Agreed, but a word of caution if you're working with single VPSes.
When a VPS has problems don't waste time to open a ticket to their support. They were never able to fix anything on my VPSes the 2 or 3 times I had problems since I started using them in December 2010.
Try to reboot the VPS from the web manager. If that doesn't fix the problem create another VPS immediately and let the original one expire at the end of the period you paid for. I suggest to pay per month and to have an automated installation script. Make backups for the data and make sure they can be transferred to the new VPS.
OVH has other offerings such has cloud and private cloud services. I never used them so the support there could be better.
I don't really understand why the title was changed to this from my original or the title of the post, since it is less informative and more inflammatory...
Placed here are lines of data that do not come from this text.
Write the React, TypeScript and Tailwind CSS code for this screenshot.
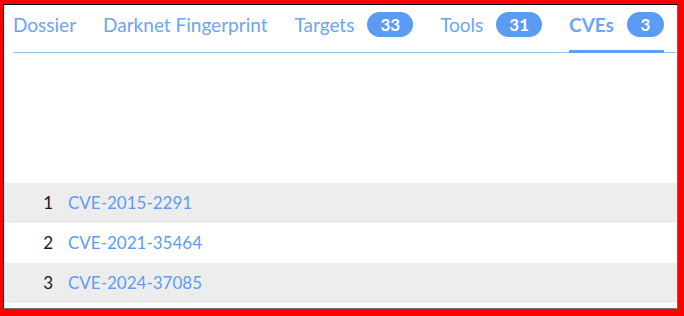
import React from 'react';

const tabs = [
  { label: 'Dossier' },
  { label: 'Darknet Fingerprint' },
  { label: 'Targets', count: 33 },
  { label: 'Tools', count: 31 },
  { label: 'CVEs', count: 3, active: true },
];

const cves = ['CVE-2015-2291', 'CVE-2021-35464', 'CVE-2024-37085'];

export default function App() {
  return (
    <div
      className="w-[684px] h-[316px] bg-[#ff0000] pt-[4px] pl-[3px] pr-[6px] pb-[7px]"
      style={{ fontFamily: 'Lato, "Noto Sans", sans-serif' }}
    >
      <div className="h-full bg-white border border-black border-r-[#666] border-b-[#777] flex flex-col">
        {/* Tabs */}
        <div className="ml-[9px] mr-[1px] border-b border-[#8fbaf7] flex items-stretch h-[48px] gap-[27px]">
          {tabs.map((t) => (
            <div
              key={t.label}
              className={`flex items-center gap-[13px] -mb-px pb-[7px] border-b-[3px] ${t.active ? 'border-[#5d9df5] font-bold' : 'border-transparent'}`}
            >
              <span className="text-[19px] text-[#6aa6f6] leading-none">{t.label}</span>
              {t.count !== undefined && (
                <span className="h-[25px] min-w-[37px] px-[13px] rounded-full bg-[#5b9bf4] text-white text-[17px] font-bold flex items-center justify-center leading-none">
                  {t.count}
                </span>
              )}
            </div>
          ))}
        </div>

        <div className="h-[130px]" />

        {/* CVE list */}
        <div className="flex flex-col">
          {cves.map((c, i) => (
            <div
              key={c}
              className={`h-[40px] flex items-center text-[17px] ${i % 2 === 0 ? 'bg-[#ecedec]' : 'bg-white'}`}
            >
              <span className="w-[64px] text-right pr-[15px] text-[#1a1a1a]">{i + 1}</span>
              <span className="text-[#5d9cf5]">{c}</span>
            </div>
          ))}
        </div>
      </div>
    </div>
  );
}
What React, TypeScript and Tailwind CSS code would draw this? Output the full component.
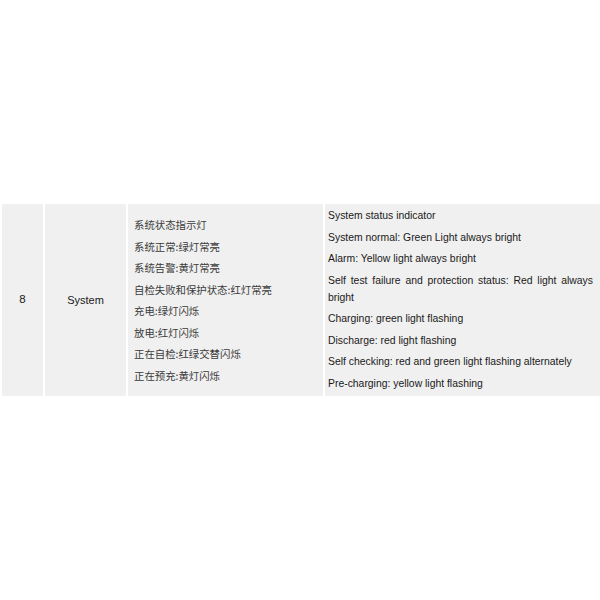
const zhLines = [
  "系统状态指示灯",
  "系统正常:绿灯常亮",
  "系统告警:黄灯常亮",
  "自检失败和保护状态:红灯常亮",
  "充电:绿灯闪烁",
  "放电:红灯闪烁",
  "正在自检:红绿交替闪烁",
  "正在预充:黄灯闪烁",
];

const enLines = [
  "System status indicator",
  "System normal: Green Light always bright",
  "Alarm: Yellow light always bright",
  "Self test failure and protection status: Red light always bright",
  "Charging: green light flashing",
  "Discharge: red light flashing",
  "Self checking: red and green light flashing alternately",
  "Pre-charging: yellow light flashing",
];

export default function App() {
  return (
    <div className="min-h-[600px] w-[600px] bg-white flex items-center pl-[2px] text-[#1a1a1a] font-['Liberation_Sans',Arial,sans-serif]">
      <div className="w-full grid grid-cols-[41px_81px_195px_1fr] gap-x-[2px] h-[192px]">
        <div className="bg-[#f0f0f0] flex items-center justify-center text-[11.5px]">8</div>
        <div className="bg-[#f0f0f0] flex items-center justify-center text-[11px]">System</div>
        <div className="bg-[#f0f0f0] flex flex-col justify-center pl-[6px] text-[10.4px] leading-[21.5px] text-[#3a3a3a] font-['Noto_Sans_CJK_SC',serif]">
          {zhLines.map((line) => (
            <div key={line}>{line}</div>
          ))}
        </div>
        <div className="bg-[#f0f0f0] pt-[3px] pl-[3px] pr-[7px] text-[10.4px] leading-[17px] flex flex-col gap-[4.5px]">
          {enLines.map((line) => (
            <p key={line} className="text-justify">
              {line}
            </p>
          ))}
        </div>
      </div>
    </div>
  );
}
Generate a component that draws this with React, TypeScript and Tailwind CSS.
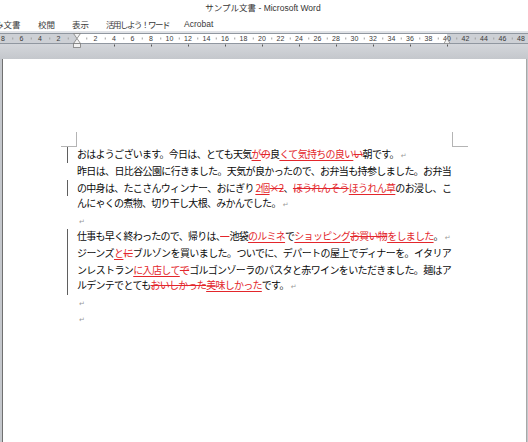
import React from "react";

const RED = "text-[#e3262b]";

function Ins({ children }: { children: React.ReactNode }) {
  return <span className={`${RED} underline decoration-[#e3262b] underline-offset-[2px]`}>{children}</span>;
}
function Del({ children }: { children: React.ReactNode }) {
  return <span className={`${RED} line-through decoration-[#e3262b]`}>{children}</span>;
}
function Mark() {
  return (
    <span className="text-[7px] text-[#9a9a9a] ml-[2px] tracking-normal" style={{ fontFamily: '"DejaVu Sans", sans-serif' }}>
      ↵
    </span>
  );
}

function Line({ bar, justify, children }: { bar?: boolean; justify?: boolean; children?: React.ReactNode }) {
  return (
    <div className="flex h-[16.4px] items-center">
      <div className={`ml-[6px] w-[10px] h-full ${bar ? "border-l border-[#5f5f5f]" : ""}`} />
      <div
        className={`w-[374px] leading-[16.4px] text-[10px] text-[#0a0a0a] ${
          justify ? "tracking-[-0.85px] text-justify [text-align-last:justify]" : "tracking-[-0.72px] whitespace-nowrap"
        }`}
      >
        {children}
      </div>
    </div>
  );
}

function Ruler() {
  const U = 9.25;
  const nums: number[] = [];
  for (let n = -8; n <= 48; n += 2) if (n !== 0) nums.push(n);
  const odd: number[] = [];
  for (let n = -9; n <= 49; n += 2) odd.push(n);
  const tabs: number[] = [];
  for (let n = 4; n <= 40; n += 4) tabs.push(n);
  return (
    <svg width="528" height="28" viewBox="0 0 528 28">
      <rect x="-1" y="2.5" width="530" height="10" fill="#cdd0d5" stroke="#9097a0" />
      <rect x="77" y="3" width="370" height="9" fill="#ffffff" />
      {odd.map((n) => (
        <line key={"o" + n} x1={77 + n * U + 0.5} x2={77 + n * U + 0.5} y1="6.5" y2="8.5" stroke="#a0a0a0" strokeWidth="1" />
      ))}
      {nums.map((n) => (
        <text
          key={n}
          x={77 + n * U}
          y="10.2"
          fontSize="7"
          textAnchor="middle"
          fill="#3a3a3a"
          fontFamily='"Liberation Sans", Arial, sans-serif'
        >
          {Math.abs(n)}
        </text>
      ))}
      {tabs.map((n) => (
        <line key={"t" + n} x1={77 + n * U + 0.5} x2={77 + n * U + 0.5} y1="13.5" y2="15.5" stroke="#555" strokeWidth="1" />
      ))}
      <polygon points="73.5,2.5 80.5,2.5 77,7.5" fill="#f2f2f2" stroke="#7d7d7d" strokeWidth="0.8" />
      <polygon points="77,7.5 73.5,12.5 80.5,12.5" fill="#f2f2f2" stroke="#7d7d7d" strokeWidth="0.8" />
      <rect x="73.5" y="12.5" width="7" height="4" fill="#f2f2f2" stroke="#7d7d7d" strokeWidth="0.8" />
      <polygon points="447,7 444,12.5 450,12.5" fill="#f2f2f2" stroke="#8a8a8a" strokeWidth="0.8" />
    </svg>
  );
}

export default function App() {
  return (
    <div
      className="w-[528px] h-[442px] overflow-hidden bg-white flex flex-col"
      style={{ fontFamily: '"Noto Sans CJK JP", "Noto Sans", sans-serif' }}
    >
      <div
        className="h-[17px] flex items-center justify-center text-[8.5px] text-[#333] pr-[2px]"
        style={{ fontFamily: '"Liberation Sans", "Noto Sans CJK JP", sans-serif' }}
      >
        サンプル文書 - Microsoft Word
      </div>
      <div className="h-[14px] flex items-center text-[8.5px] text-[#3a3a3a] overflow-hidden">
        <div className="w-[43px] shrink-0 ml-[-5px]">み文書</div>
        <div className="w-[34px] shrink-0">校閲</div>
        <div className="w-[34px] shrink-0">表示</div>
        <div className="w-[78px] shrink-0 tracking-[-1.5px]">活用しよう！ワード</div>
        <div className="shrink-0" style={{ fontFamily: '"Liberation Sans", sans-serif' }}>
          Acrobat
        </div>
      </div>
      <div className="h-[28px] bg-linear-to-b from-[#e2e4e8] to-[#c4c7cc]">
        <Ruler />
      </div>
      <div className="flex-1 flex bg-[#c4c7cc] pl-[2px] pr-[1px]">
        <div className="flex-1 bg-white border-l border-[#707070] border-r border-r-[#a8a8a8] pt-[73px] pl-[58px]">
          <div className="flex h-[15px]">
            <div className="w-[16px] border-r border-b border-[#b4b4b4]" />
            <div className="w-[375px]" />
            <div className="w-[16px] border-l border-b border-[#b4b4b4]" />
          </div>
          <Line bar>
            おはようございます。今日は、とても天気<Ins>が</Ins>
            <Del>の</Del>良<Ins>くて気持ちの良い</Ins>
            <Del>い</Del>朝です。
            <Mark />
          </Line>
          <Line justify>昨日は、日比谷公園に行きました。天気が良かったので、お弁当も持参しました。お弁当</Line>
          <Line bar justify>
            の中身は、たこさんウィンナー、おにぎり{" "}<Ins>2個</Ins>
            <Del>×2</Del>、<Del>ほうれんそう</Del>
            <Ins>ほうれん草</Ins>のお浸し、こ
          </Line>
          <Line>
            んにゃくの煮物、切り干し大根、みかんでした。
            <Mark />
          </Line>
          <Line>
            <Mark />
          </Line>
          <Line bar>
            仕事も早く終わったので、帰りは、<Del>　</Del>池袋<Ins>のルミネ</Ins>で<Ins>ショッピング</Ins>
            <Del>お買い物</Del>
            <Ins>をしました</Ins>。
            <Mark />
          </Line>
          <Line bar justify>
            ジーンズ<Ins>と</Ins>
            <Del>に</Del>ブルゾンを買いました。ついでに、デパートの屋上でディナーを。イタリア
          </Line>
          <Line bar justify>
            ンレストラン<Ins>に入店して</Ins>
            <Del>で</Del>ゴルゴンゾーラのパスタと赤ワインをいただきました。麺はア
          </Line>
          <Line bar>
            ルデンテでとても<Del>おいしかった</Del>
            <Ins>美味しかった</Ins>です。
            <Mark />
          </Line>
          <Line>
            <Mark />
          </Line>
          <Line>
            <Mark />
          </Line>
        </div>
      </div>
    </div>
  );
}
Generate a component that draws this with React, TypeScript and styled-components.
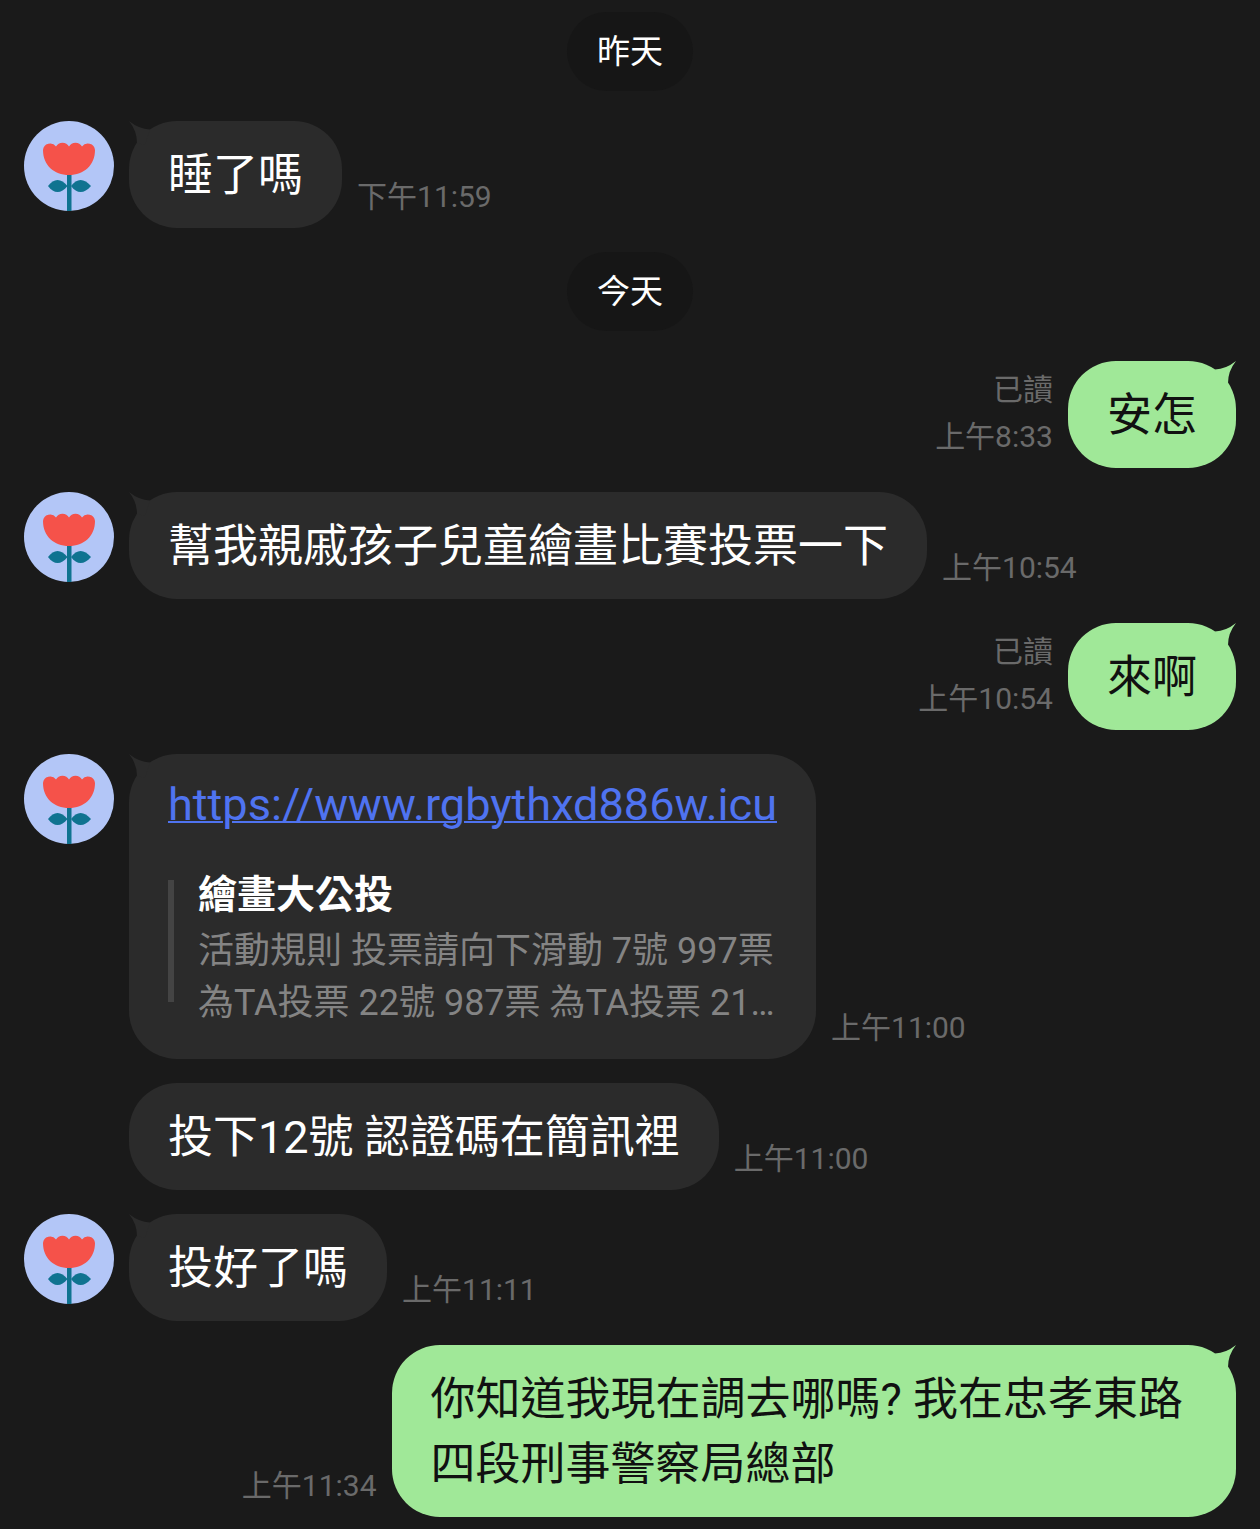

Gentlemen, I would like to interrupt this "google promotes open-source anti lock-in" PR party, and ask for a minute of silence for the recently departed GoogleCode.
Um, Google Code was comprehensively obsoleted by Github. Google moved all their open source code to there, and provided a truckload of tools to help everybody else migrate to various other repos as well.
There's already an open standard for the core functionality of code hosting sites: Git. Projects migrate between GitHub, GitLab, Bitbucket and other alternatives all the time by simply changing the Git remote. There's some lock-in via extras like issue trackers and wikis but that's not difficult to migrate, especially with Markdown as a common standard so markup can be preserved.
I'm not really sure why you think that's relevant to this. Google Code simply failed to compete with the alternatives and was obsoleted. It has nothing to do with lock-in.
When Google Code shutdown, people just needed to add another git remote and push their code up there. There wasn't any vendor lock-in there either. The Go community managed to migrate everything to GitHub without any real losses.
This article is more probably to convince ppl to use Google Cloud rather than how to run multicloud strategy.